Strong Bad is asked if he ever does anything serious, so he and Homestar go on a business trip.

Cast (in order of appearance): Strong Bad, Homestar Runner, The Cheat, Strong Sad, The King of Town, Strong Mad (voice only)

Places: Computer Room, The Field, The Bar, The King of Town's Castle

Computer: Lappy 486

Date: Monday, October 15, 2007

Running Time: 3:41 official, 4:06 actual

Page Title: Lappy 486

DVD: strongbad_email.exe Disc Six


[edit] Transcript

STRONG BAD: {singing} When I was sixteen, I sold all my emails and hit the road.

{pronounces "sbmail" as written. The "~" is accompanied by a sound like a cassette tape playing unevenly, and "VA" is pronounced "V-A".}

STRONG BAD: {typing} I think we should seriously talk about your name, Roxy. I'm afraid your career choices may be limited to a Limozeen groupie or maybe an American Gladiator. {clears screen} Something involving you wearing scantily clothes. You don't meet too many Professors of Women Studies named Roxy. As for business trips, The Cheat and I are being sent to a conference in a just a few seconds here. {stops typing} The Cheat, you ready to ro'?

{Cut to wider shot of Homestar Runner standing next to Strong Bad's computer.}


STRONG BAD: Hey, you're not The Cheat.

HOMESTAR RUNNER: Nah, not any more.

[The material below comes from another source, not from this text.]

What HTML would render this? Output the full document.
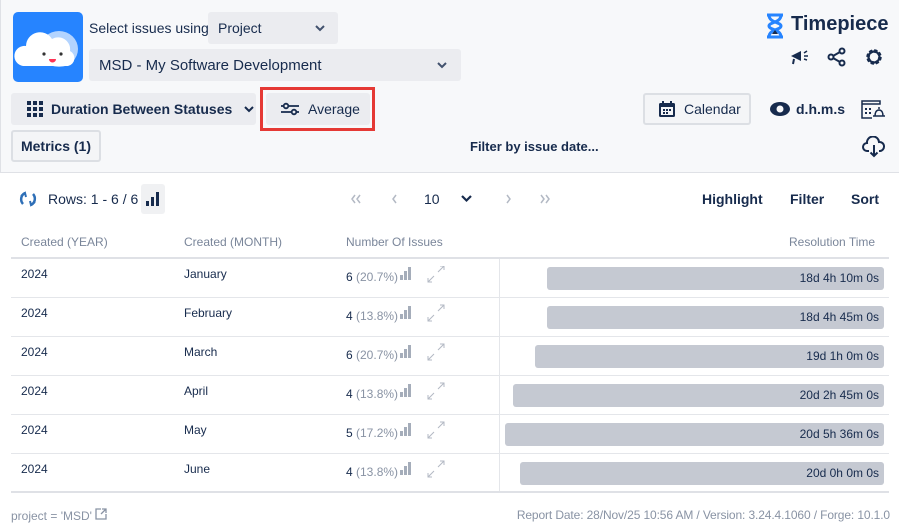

The Cheat got promoted to—

{Cut to a portrait of The Cheat in a business suit. Homestar is reading the plaque, where the text runs off the square.}

HOMESTAR RUNNER: —Junior Executive Of Not Having To Go On Pointless Business Trips.

{Cut back to Strong Bad.}

STRONG BAD: What?! I've been trying to get that job for years.

HOMESTAR RUNNER: So, it's just going to be me and you. Sleepin' out under the stars. Roasting some {in a crude impression his old voice} mwarshmallows.

STRONG BAD: Homestar, this is a business trip, not a camping trip.

HOMESTAR RUNNER: Oh. Oh, I see. I guess I shouldn't have brought these, then. {Pan over to a stack of cans marked "Pork b/w Beans"}

{Diamond iris out to The Field, next to a sign that reads "Annual Symposium Conference Lecture Seminar Series Registration".}

STRONG BAD: All right, Homestar. We got to start talking loudly about our business trip, so that everyone around us knows we're on a business trip. {speaking a little louder} Uh, continental breakfast? More like, in-continental blech-fast. {As he says "blech," the top and bottom of his mouth wiggle}

HOMESTAR RUNNER: {angrily} Yeah, seal the deal! {wider shot with Homestar wearing the pork b/w beans cans on his feet} Seal the deal!

STRONG BAD: Homestar, {close up of the cans} what are those jangles?

{Cut to Homestar.}

HOMESTAR RUNNER: Oh, airport security. You know how it is these days. {Homestar's eye highlights rotate} Roll my eyes.

STRONG BAD: Well, hurry up. We've got to get there before the keynote starts so we can ditch out five minutes after the keynote starts.

{Push wipe to Strong Sad wearing glasses and holding a clip board. He is standing on the soapbox, but one of his feet has pushed through the top.}

STRONG SAD: {flatly} Welcome to Reducing Your Business's Carbon Footprint Is Not A Matter of Buying Everyone Smaller Shoes. Please allow me to begin.

{Reverse shot to Strong Bad and Homestar.}

STRONG BAD: That's our cue.

{Strong Bad and Homestar sneak out.}

{Cut back to Strong Sad.}

STRONG SAD: ...And we'll go ahead and break for lunch.

{Diamond iris out to The Bar, medium shot of Strong Bad with several bottles of cold ones.}

STRONG BAD: Man, there's nothing like a couple of ice cold Expen$e Account Ones while on a business trip.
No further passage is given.